-- begin --

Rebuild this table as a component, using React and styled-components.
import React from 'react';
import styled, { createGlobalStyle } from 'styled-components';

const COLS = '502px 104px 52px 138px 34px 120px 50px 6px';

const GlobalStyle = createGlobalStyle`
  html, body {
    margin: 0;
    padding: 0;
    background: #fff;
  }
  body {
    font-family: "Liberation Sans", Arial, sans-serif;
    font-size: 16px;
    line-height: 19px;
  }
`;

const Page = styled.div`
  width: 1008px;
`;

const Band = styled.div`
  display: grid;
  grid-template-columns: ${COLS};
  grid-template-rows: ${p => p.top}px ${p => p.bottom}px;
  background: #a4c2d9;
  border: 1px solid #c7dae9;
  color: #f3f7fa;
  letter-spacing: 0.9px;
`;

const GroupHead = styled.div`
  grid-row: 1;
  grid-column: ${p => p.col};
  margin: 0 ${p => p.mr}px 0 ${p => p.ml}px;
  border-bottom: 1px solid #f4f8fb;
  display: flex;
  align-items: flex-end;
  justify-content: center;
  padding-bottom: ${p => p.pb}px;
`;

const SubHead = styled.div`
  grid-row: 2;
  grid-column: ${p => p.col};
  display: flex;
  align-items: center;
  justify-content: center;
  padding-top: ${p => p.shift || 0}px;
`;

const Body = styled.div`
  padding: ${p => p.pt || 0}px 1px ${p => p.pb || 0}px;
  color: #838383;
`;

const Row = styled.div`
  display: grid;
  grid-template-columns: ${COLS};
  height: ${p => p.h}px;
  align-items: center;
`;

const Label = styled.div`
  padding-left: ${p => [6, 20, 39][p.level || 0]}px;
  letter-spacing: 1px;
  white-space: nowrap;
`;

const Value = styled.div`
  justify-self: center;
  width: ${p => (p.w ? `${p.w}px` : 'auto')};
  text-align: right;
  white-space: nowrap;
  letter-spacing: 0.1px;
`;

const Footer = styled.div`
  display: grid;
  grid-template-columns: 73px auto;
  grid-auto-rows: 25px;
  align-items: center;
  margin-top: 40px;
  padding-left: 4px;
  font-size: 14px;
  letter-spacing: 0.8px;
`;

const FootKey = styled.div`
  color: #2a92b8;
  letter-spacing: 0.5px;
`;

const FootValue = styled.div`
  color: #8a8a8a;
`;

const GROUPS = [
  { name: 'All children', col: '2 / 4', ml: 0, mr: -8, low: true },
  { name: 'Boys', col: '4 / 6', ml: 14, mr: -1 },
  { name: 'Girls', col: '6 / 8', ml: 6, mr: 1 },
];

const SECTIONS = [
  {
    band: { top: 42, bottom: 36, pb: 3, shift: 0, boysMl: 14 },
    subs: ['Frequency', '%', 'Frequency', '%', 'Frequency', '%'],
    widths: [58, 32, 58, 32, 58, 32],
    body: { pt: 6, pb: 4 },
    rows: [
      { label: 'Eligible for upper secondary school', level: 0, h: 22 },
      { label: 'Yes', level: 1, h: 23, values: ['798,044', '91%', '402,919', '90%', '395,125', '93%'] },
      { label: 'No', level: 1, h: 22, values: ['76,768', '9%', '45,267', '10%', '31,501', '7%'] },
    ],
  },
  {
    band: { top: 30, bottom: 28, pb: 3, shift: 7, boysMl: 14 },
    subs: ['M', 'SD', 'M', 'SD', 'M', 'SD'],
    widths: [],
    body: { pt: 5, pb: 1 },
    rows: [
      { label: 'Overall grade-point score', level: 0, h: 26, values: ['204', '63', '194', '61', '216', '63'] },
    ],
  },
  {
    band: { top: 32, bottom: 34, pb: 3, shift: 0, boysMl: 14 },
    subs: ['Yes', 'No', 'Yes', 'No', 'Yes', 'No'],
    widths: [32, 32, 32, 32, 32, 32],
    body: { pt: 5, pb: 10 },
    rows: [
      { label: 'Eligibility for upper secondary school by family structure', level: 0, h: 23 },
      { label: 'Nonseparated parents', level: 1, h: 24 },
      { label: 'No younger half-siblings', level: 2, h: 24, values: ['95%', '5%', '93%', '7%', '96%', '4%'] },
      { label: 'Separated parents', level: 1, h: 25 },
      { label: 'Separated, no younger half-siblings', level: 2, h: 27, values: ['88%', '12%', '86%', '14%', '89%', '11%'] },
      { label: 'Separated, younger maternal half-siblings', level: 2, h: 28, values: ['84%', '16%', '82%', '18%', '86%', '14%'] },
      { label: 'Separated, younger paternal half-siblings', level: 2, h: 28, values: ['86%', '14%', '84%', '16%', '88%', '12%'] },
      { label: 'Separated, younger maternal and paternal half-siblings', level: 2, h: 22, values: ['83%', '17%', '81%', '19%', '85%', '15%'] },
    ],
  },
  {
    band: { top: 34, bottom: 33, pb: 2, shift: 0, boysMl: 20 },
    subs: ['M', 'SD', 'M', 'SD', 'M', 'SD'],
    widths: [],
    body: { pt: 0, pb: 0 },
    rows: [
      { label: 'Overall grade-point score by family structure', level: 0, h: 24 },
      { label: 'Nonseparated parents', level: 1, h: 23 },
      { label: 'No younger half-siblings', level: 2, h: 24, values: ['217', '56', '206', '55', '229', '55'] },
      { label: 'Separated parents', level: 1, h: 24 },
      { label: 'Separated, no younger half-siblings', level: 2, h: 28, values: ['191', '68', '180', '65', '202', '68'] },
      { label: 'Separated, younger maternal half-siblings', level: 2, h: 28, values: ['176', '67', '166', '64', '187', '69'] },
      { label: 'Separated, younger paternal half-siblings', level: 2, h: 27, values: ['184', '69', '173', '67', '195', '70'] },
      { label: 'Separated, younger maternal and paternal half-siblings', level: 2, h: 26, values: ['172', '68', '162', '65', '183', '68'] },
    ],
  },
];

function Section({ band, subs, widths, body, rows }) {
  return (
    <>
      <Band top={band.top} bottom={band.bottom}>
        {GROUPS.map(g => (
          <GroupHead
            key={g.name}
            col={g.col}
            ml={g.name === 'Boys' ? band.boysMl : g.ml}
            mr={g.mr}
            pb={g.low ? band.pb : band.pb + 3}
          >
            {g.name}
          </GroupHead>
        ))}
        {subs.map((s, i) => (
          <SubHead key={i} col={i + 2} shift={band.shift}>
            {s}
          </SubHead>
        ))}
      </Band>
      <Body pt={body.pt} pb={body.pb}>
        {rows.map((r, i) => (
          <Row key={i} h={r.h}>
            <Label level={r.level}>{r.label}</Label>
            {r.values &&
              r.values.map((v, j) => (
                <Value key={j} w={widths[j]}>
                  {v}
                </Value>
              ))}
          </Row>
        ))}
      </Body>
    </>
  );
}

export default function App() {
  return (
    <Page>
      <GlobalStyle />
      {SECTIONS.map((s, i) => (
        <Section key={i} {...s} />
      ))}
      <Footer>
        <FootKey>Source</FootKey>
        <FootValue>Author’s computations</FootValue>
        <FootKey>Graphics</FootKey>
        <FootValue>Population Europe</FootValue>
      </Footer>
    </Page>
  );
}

-- end --

#### What you have to do:
Transcribe the entire listing above precisely.

#### Answer to this exercise:
Rebuild this table as a component, using React and styled-components.
import React from 'react';
import styled, { createGlobalStyle } from 'styled-components';

const COLS = '502px 104px 52px 138px 34px 120px 50px 6px';

const GlobalStyle = createGlobalStyle`
  html, body {
    margin: 0;
    padding: 0;
    background: #fff;
  }
  body {
    font-family: "Liberation Sans", Arial, sans-serif;
    font-size: 16px;
    line-height: 19px;
  }
`;

const Page = styled.div`
  width: 1008px;
`;

const Band = styled.div`
  display: grid;
  grid-template-columns: ${COLS};
  grid-template-rows: ${p => p.top}px ${p => p.bottom}px;
  background: #a4c2d9;
  border: 1px solid #c7dae9;
  color: #f3f7fa;
  letter-spacing: 0.9px;
`;

const GroupHead = styled.div`
  grid-row: 1;
  grid-column: ${p => p.col};
  margin: 0 ${p => p.mr}px 0 ${p => p.ml}px;
  border-bottom: 1px solid #f4f8fb;
  display: flex;
  align-items: flex-end;
  justify-content: center;
  padding-bottom: ${p => p.pb}px;
`;

const SubHead = styled.div`
  grid-row: 2;
  grid-column: ${p => p.col};
  display: flex;
  align-items: center;
  justify-content: center;
  padding-top: ${p => p.shift || 0}px;
`;

const Body = styled.div`
  padding: ${p => p.pt || 0}px 1px ${p => p.pb || 0}px;
  color: #838383;
`;

const Row = styled.div`
  display: grid;
  grid-template-columns: ${COLS};
  height: ${p => p.h}px;
  align-items: center;
`;

const Label = styled.div`
  padding-left: ${p => [6, 20, 39][p.level || 0]}px;
  letter-spacing: 1px;
  white-space: nowrap;
`;

const Value = styled.div`
  justify-self: center;
  width: ${p => (p.w ? `${p.w}px` : 'auto')};
  text-align: right;
  white-space: nowrap;
  letter-spacing: 0.1px;
`;

const Footer = styled.div`
  display: grid;
  grid-template-columns: 73px auto;
  grid-auto-rows: 25px;
  align-items: center;
  margin-top: 40px;
  padding-left: 4px;
  font-size: 14px;
  letter-spacing: 0.8px;
`;

const FootKey = styled.div`
  color: #2a92b8;
  letter-spacing: 0.5px;
`;

const FootValue = styled.div`
  color: #8a8a8a;
`;

const GROUPS = [
  { name: 'All children', col: '2 / 4', ml: 0, mr: -8, low: true },
  { name: 'Boys', col: '4 / 6', ml: 14, mr: -1 },
  { name: 'Girls', col: '6 / 8', ml: 6, mr: 1 },
];

const SECTIONS = [
  {
    band: { top: 42, bottom: 36, pb: 3, shift: 0, boysMl: 14 },
    subs: ['Frequency', '%', 'Frequency', '%', 'Frequency', '%'],
    widths: [58, 32, 58, 32, 58, 32],
    body: { pt: 6, pb: 4 },
    rows: [
      { label: 'Eligible for upper secondary school', level: 0, h: 22 },
      { label: 'Yes', level: 1, h: 23, values: ['798,044', '91%', '402,919', '90%', '395,125', '93%'] },
      { label: 'No', level: 1, h: 22, values: ['76,768', '9%', '45,267', '10%', '31,501', '7%'] },
    ],
  },
  {
    band: { top: 30, bottom: 28, pb: 3, shift: 7, boysMl: 14 },
    subs: ['M', 'SD', 'M', 'SD', 'M', 'SD'],
    widths: [],
    body: { pt: 5, pb: 1 },
    rows: [
      { label: 'Overall grade-point score', level: 0, h: 26, values: ['204', '63', '194', '61', '216', '63'] },
    ],
  },
  {
    band: { top: 32, bottom: 34, pb: 3, shift: 0, boysMl: 14 },
    subs: ['Yes', 'No', 'Yes', 'No', 'Yes', 'No'],
    widths: [32, 32, 32, 32, 32, 32],
    body: { pt: 5, pb: 10 },
    rows: [
      { label: 'Eligibility for upper secondary school by family structure', level: 0, h: 23 },
      { label: 'Nonseparated parents', level: 1, h: 24 },
      { label: 'No younger half-siblings', level: 2, h: 24, values: ['95%', '5%', '93%', '7%', '96%', '4%'] },
      { label: 'Separated parents', level: 1, h: 25 },
      { label: 'Separated, no younger half-siblings', level: 2, h: 27, values: ['88%', '12%', '86%', '14%', '89%', '11%'] },
      { label: 'Separated, younger maternal half-siblings', level: 2, h: 28, values: ['84%', '16%', '82%', '18%', '86%', '14%'] },
      { label: 'Separated, younger paternal half-siblings', level: 2, h: 28, values: ['86%', '14%', '84%', '16%', '88%', '12%'] },
      { label: 'Separated, younger maternal and paternal half-siblings', level: 2, h: 22, values: ['83%', '17%', '81%', '19%', '85%', '15%'] },
    ],
  },
  {
    band: { top: 34, bottom: 33, pb: 2, shift: 0, boysMl: 20 },
    subs: ['M', 'SD', 'M', 'SD', 'M', 'SD'],
    widths: [],
    body: { pt: 0, pb: 0 },
    rows: [
      { label: 'Overall grade-point score by family structure', level: 0, h: 24 },
      { label: 'Nonseparated parents', level: 1, h: 23 },
      { label: 'No younger half-siblings', level: 2, h: 24, values: ['217', '56', '206', '55', '229', '55'] },
      { label: 'Separated parents', level: 1, h: 24 },
      { label: 'Separated, no younger half-siblings', level: 2, h: 28, values: ['191', '68', '180', '65', '202', '68'] },
      { label: 'Separated, younger maternal half-siblings', level: 2, h: 28, values: ['176', '67', '166', '64', '187', '69'] },
      { label: 'Separated, younger paternal half-siblings', level: 2, h: 27, values: ['184', '69', '173', '67', '195', '70'] },
      { label: 'Separated, younger maternal and paternal half-siblings', level: 2, h: 26, values: ['172', '68', '162', '65', '183', '68'] },
    ],
  },
];

function Section({ band, subs, widths, body, rows }) {
  return (
    <>
      <Band top={band.top} bottom={band.bottom}>
        {GROUPS.map(g => (
          <GroupHead
            key={g.name}
            col={g.col}
            ml={g.name === 'Boys' ? band.boysMl : g.ml}
            mr={g.mr}
            pb={g.low ? band.pb : band.pb + 3}
          >
            {g.name}
          </GroupHead>
        ))}
        {subs.map((s, i) => (
          <SubHead key={i} col={i + 2} shift={band.shift}>
            {s}
          </SubHead>
        ))}
      </Band>
      <Body pt={body.pt} pb={body.pb}>
        {rows.map((r, i) => (
          <Row key={i} h={r.h}>
            <Label level={r.level}>{r.label}</Label>
            {r.values &&
              r.values.map((v, j) => (
                <Value key={j} w={widths[j]}>
                  {v}
                </Value>
              ))}
          </Row>
        ))}
      </Body>
    </>
  );
}

export default function App() {
  return (
    <Page>
      <GlobalStyle />
      {SECTIONS.map((s, i) => (
        <Section key={i} {...s} />
      ))}
      <Footer>
        <FootKey>Source</FootKey>
        <FootValue>Author’s computations</FootValue>
        <FootKey>Graphics</FootKey>
        <FootValue>Population Europe</FootValue>
      </Footer>
    </Page>
  );
}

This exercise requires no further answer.